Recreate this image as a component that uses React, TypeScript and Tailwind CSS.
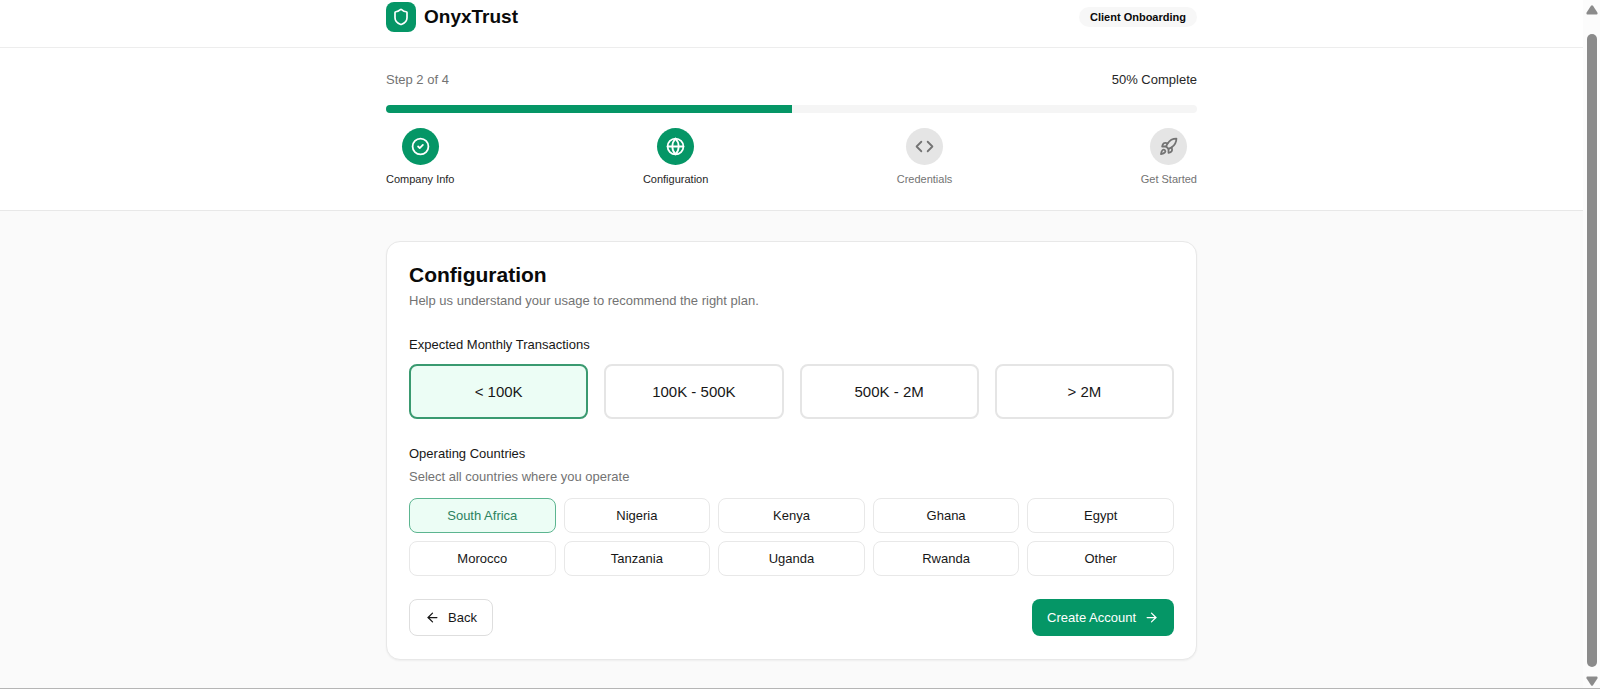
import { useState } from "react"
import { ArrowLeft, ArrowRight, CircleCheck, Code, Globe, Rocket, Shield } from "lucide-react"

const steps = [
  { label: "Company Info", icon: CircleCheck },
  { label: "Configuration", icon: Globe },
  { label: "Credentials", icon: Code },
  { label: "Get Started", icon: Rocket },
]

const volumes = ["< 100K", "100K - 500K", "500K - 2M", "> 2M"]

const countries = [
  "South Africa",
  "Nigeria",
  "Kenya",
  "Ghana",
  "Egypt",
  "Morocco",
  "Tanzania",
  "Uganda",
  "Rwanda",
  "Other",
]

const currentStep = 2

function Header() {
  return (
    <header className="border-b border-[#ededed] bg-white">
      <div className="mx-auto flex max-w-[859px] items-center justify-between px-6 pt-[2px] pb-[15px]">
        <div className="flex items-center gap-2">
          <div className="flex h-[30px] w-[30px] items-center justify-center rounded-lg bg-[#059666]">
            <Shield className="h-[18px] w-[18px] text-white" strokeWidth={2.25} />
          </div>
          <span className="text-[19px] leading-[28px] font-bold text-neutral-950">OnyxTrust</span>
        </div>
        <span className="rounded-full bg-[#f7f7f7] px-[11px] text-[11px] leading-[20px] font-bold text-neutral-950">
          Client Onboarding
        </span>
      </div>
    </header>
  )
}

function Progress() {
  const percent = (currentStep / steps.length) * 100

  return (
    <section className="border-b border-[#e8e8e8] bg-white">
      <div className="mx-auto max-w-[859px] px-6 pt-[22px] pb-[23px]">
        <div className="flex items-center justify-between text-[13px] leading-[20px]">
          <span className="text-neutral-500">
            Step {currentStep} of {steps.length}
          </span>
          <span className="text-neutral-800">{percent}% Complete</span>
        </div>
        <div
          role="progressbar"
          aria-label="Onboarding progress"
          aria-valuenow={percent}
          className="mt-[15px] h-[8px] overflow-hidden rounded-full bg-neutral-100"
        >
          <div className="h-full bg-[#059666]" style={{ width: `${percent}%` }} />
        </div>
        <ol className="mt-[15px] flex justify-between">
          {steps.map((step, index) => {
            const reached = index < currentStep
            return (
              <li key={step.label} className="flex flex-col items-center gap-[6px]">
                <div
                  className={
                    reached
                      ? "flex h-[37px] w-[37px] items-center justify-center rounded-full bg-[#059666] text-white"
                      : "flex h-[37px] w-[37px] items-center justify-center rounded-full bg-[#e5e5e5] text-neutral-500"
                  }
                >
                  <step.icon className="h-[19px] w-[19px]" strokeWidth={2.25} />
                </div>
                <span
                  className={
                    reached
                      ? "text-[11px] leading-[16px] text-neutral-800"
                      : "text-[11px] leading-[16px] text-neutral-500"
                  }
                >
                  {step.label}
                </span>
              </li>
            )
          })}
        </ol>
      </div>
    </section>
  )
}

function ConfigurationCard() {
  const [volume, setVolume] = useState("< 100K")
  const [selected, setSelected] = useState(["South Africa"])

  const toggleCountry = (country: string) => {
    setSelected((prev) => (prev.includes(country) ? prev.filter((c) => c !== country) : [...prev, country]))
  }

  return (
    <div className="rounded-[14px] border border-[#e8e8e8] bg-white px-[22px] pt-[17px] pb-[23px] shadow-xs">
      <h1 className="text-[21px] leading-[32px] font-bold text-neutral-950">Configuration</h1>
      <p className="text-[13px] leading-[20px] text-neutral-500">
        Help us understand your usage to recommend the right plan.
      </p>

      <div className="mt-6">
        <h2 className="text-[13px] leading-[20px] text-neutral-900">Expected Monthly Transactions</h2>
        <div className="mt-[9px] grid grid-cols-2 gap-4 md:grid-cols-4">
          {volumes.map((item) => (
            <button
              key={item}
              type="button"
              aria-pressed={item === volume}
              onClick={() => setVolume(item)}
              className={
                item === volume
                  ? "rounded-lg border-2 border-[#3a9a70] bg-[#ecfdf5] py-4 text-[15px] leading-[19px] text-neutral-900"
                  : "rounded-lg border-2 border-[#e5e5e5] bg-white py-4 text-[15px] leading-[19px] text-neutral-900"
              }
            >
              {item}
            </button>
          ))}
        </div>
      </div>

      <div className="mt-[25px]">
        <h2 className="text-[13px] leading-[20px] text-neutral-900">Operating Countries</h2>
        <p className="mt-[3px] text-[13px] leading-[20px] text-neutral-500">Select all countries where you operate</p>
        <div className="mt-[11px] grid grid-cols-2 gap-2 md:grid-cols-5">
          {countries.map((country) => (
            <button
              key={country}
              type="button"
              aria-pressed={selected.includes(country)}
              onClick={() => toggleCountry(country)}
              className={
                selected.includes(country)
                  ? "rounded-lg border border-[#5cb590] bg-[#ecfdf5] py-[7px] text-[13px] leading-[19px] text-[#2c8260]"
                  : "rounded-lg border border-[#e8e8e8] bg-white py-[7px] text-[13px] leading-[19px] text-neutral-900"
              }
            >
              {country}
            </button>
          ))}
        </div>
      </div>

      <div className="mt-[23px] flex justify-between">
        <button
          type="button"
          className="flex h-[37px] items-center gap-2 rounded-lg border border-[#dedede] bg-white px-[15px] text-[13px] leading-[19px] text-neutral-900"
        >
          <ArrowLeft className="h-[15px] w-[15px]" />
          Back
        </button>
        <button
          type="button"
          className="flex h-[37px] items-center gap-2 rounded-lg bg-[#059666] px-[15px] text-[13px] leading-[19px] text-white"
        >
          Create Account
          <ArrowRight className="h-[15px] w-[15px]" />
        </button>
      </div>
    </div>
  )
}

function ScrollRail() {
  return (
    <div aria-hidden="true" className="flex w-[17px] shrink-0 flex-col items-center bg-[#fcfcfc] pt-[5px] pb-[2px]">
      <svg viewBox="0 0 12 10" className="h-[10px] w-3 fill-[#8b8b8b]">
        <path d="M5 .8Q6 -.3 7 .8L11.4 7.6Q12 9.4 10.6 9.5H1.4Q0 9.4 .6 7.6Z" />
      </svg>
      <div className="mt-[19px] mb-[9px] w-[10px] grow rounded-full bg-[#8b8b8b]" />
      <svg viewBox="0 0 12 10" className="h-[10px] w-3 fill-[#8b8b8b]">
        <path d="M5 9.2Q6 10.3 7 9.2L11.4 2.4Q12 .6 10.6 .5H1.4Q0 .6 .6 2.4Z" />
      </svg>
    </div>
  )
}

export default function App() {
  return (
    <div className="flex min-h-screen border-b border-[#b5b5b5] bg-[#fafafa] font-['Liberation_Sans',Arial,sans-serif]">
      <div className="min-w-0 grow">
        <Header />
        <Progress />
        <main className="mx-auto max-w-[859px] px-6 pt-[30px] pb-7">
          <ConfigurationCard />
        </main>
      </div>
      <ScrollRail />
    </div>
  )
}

· · ·

▶ Problem to solve
Copy exactly the lines running from the beginning of the listing through the line that has "const currentStep = 2". Drop the pictures.

▶ Answer to this problem
Recreate this image as a component that uses React, TypeScript and Tailwind CSS.
import { useState } from "react"
import { ArrowLeft, ArrowRight, CircleCheck, Code, Globe, Rocket, Shield } from "lucide-react"

const steps = [
  { label: "Company Info", icon: CircleCheck },
  { label: "Configuration", icon: Globe },
  { label: "Credentials", icon: Code },
  { label: "Get Started", icon: Rocket },
]

const volumes = ["< 100K", "100K - 500K", "500K - 2M", "> 2M"]

const countries = [
  "South Africa",
  "Nigeria",
  "Kenya",
  "Ghana",
  "Egypt",
  "Morocco",
  "Tanzania",
  "Uganda",
  "Rwanda",
  "Other",
]

const currentStep = 2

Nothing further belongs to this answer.